* TASK PROMPT *
Print exactly what lies from the line with "Write a component" down to the line with "import React from 'react';", counting both of those lines, but not the pictures.

*** SUPPLIED MATERIAL

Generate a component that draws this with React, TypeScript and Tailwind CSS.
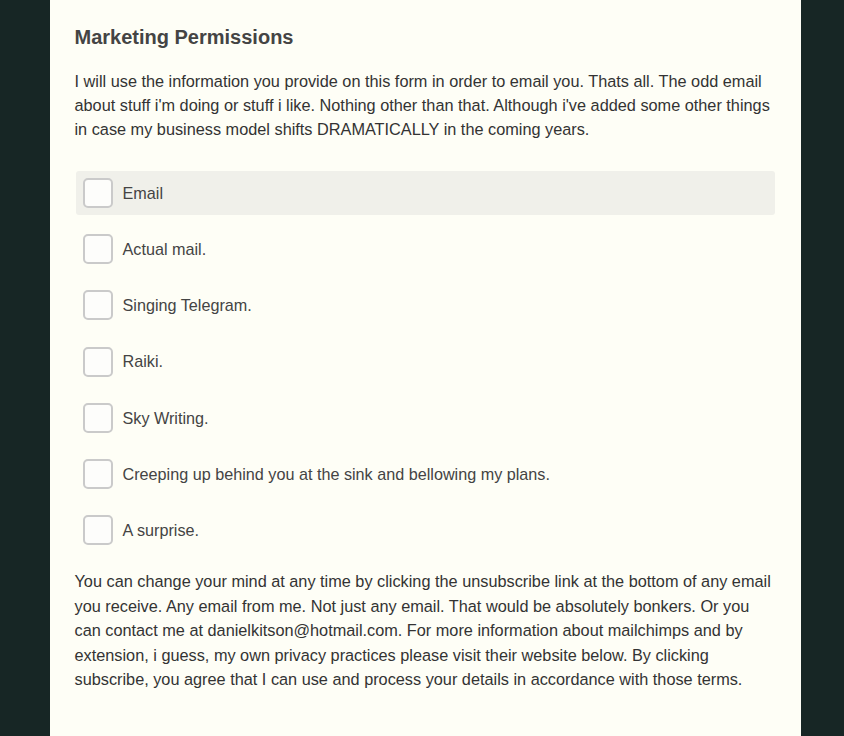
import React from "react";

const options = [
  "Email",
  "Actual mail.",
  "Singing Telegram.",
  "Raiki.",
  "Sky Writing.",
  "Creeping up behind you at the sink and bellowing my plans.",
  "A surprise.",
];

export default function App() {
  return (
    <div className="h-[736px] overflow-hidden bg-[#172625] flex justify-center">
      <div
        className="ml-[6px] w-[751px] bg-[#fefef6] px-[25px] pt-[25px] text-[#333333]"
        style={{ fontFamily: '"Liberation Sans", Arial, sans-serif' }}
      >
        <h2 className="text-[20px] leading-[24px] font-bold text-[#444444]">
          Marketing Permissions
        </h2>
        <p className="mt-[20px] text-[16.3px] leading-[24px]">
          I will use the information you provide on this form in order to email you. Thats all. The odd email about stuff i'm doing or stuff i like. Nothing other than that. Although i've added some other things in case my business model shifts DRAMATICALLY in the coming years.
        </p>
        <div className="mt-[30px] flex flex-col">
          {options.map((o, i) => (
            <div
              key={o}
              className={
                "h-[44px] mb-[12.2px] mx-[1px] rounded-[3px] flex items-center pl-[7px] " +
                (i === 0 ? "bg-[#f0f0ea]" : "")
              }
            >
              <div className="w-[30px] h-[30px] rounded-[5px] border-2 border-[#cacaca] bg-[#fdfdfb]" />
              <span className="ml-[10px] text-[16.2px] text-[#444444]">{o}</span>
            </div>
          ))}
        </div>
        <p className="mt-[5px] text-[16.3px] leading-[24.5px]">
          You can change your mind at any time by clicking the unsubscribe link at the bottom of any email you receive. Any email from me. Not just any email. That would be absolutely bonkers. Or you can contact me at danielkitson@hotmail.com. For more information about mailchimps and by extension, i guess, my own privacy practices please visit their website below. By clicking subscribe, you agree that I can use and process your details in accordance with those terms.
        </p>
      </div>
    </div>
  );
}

******
*** SUPPLIED MATERIAL

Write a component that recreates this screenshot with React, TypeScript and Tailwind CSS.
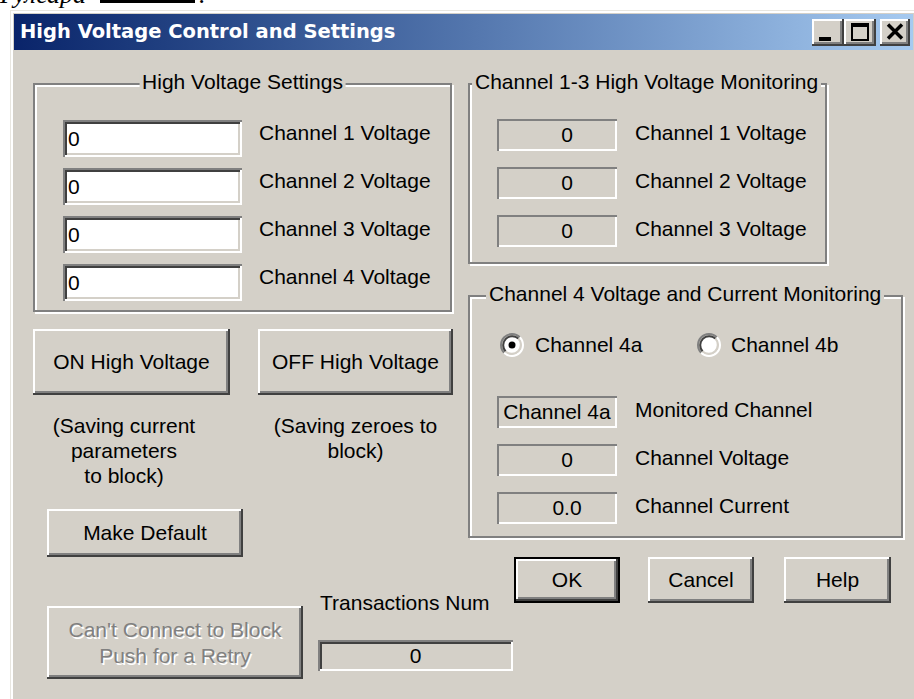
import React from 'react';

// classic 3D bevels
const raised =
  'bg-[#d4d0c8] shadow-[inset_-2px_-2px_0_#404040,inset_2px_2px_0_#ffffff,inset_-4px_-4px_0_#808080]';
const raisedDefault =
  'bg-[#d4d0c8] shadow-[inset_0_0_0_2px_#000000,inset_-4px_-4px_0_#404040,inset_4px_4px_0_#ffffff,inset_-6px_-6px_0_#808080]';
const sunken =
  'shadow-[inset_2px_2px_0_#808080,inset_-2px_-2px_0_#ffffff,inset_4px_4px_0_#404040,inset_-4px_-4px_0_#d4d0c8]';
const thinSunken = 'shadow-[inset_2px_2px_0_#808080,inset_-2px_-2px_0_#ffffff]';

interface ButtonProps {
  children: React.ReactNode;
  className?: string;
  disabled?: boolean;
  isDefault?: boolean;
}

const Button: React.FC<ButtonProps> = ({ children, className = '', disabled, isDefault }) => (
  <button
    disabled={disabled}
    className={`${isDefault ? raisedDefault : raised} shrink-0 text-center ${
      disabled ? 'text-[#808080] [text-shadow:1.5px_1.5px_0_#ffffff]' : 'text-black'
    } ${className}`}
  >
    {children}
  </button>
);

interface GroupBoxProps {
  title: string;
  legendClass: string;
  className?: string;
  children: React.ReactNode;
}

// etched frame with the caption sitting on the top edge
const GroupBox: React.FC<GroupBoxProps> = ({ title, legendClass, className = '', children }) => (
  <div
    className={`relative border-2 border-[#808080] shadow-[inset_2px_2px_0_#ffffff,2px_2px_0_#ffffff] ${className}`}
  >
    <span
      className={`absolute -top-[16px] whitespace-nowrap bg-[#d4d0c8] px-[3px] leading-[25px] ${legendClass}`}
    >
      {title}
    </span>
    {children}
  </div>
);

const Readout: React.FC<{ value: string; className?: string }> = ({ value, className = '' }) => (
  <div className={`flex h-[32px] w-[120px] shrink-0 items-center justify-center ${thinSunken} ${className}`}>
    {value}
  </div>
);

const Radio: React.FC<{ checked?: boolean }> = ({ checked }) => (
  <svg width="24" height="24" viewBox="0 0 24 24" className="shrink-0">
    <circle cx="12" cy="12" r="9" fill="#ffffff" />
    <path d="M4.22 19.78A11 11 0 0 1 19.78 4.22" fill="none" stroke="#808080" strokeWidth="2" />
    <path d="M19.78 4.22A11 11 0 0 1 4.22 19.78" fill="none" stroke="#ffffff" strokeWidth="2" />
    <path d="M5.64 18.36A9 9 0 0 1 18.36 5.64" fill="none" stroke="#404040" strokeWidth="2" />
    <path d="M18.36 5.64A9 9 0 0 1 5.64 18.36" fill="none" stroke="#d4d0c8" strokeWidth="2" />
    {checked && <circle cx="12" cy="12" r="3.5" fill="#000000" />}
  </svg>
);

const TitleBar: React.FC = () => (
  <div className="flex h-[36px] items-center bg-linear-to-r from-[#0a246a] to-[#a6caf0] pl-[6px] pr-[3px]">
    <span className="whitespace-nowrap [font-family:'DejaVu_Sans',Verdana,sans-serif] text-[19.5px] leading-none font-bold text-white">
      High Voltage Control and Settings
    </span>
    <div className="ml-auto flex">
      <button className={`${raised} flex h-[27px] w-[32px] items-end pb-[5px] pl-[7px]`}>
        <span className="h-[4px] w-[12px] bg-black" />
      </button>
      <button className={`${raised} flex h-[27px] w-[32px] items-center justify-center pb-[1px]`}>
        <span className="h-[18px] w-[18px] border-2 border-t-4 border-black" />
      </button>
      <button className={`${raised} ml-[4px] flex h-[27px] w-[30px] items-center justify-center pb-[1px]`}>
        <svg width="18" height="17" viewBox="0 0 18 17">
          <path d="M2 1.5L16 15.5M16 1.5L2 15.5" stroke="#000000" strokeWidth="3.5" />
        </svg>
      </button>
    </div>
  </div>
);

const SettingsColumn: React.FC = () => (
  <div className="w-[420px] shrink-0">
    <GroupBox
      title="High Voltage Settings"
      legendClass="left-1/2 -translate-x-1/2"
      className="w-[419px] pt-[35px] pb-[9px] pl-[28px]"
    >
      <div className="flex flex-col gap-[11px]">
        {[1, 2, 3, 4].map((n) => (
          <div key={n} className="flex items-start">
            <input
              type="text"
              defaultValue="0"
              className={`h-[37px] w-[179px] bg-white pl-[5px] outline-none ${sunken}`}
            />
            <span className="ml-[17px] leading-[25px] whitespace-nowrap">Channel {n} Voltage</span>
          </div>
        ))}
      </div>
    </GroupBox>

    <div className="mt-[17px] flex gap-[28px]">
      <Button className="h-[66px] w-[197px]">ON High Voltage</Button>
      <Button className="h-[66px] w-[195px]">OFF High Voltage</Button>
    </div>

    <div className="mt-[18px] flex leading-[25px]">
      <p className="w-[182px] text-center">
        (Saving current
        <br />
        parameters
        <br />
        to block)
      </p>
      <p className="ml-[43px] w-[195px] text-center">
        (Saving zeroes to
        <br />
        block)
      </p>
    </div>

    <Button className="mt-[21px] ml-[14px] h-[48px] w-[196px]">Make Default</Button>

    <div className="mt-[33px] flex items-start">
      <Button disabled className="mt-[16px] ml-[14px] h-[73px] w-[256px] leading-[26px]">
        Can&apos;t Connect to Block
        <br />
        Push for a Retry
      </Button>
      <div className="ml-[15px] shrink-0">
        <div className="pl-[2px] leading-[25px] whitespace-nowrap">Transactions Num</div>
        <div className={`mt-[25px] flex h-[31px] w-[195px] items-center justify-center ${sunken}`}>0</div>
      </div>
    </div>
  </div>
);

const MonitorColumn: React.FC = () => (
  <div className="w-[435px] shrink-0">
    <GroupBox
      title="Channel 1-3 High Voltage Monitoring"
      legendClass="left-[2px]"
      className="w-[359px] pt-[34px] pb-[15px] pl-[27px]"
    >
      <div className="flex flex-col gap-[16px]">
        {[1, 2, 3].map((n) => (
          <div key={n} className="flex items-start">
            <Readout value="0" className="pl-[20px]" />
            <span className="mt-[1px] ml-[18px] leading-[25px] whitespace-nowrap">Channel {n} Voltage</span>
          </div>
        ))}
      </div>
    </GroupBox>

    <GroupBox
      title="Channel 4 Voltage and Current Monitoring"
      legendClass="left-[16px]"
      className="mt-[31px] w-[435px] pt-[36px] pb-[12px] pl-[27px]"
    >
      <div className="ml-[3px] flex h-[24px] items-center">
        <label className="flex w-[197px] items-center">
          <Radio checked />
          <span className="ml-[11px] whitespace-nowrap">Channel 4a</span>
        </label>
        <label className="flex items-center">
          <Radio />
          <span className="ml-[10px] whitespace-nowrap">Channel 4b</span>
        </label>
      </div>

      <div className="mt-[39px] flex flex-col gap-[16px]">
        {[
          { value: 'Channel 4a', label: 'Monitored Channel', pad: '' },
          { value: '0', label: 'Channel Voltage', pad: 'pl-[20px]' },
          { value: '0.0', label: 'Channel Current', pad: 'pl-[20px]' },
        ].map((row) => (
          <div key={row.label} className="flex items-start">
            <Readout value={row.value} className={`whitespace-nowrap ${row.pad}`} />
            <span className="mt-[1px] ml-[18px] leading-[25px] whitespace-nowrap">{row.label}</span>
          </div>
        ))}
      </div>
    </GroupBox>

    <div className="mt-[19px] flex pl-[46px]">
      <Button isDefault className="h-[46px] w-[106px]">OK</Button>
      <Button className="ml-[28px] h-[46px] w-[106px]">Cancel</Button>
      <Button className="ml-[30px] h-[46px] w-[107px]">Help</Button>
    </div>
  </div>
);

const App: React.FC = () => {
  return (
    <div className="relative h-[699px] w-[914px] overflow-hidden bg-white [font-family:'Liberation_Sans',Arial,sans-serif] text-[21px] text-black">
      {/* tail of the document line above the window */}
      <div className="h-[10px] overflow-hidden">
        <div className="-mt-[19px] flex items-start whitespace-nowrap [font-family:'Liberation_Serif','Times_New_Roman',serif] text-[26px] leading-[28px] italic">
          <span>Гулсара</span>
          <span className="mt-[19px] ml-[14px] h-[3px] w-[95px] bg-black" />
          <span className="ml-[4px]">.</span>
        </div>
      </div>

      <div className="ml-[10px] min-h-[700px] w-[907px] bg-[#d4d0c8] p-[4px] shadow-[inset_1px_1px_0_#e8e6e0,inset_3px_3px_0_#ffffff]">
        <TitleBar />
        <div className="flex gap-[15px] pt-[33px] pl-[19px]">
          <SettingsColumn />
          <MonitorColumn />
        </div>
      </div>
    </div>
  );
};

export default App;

******

* CORRECT RESULT *
Write a component that recreates this screenshot with React, TypeScript and Tailwind CSS.
import React from 'react';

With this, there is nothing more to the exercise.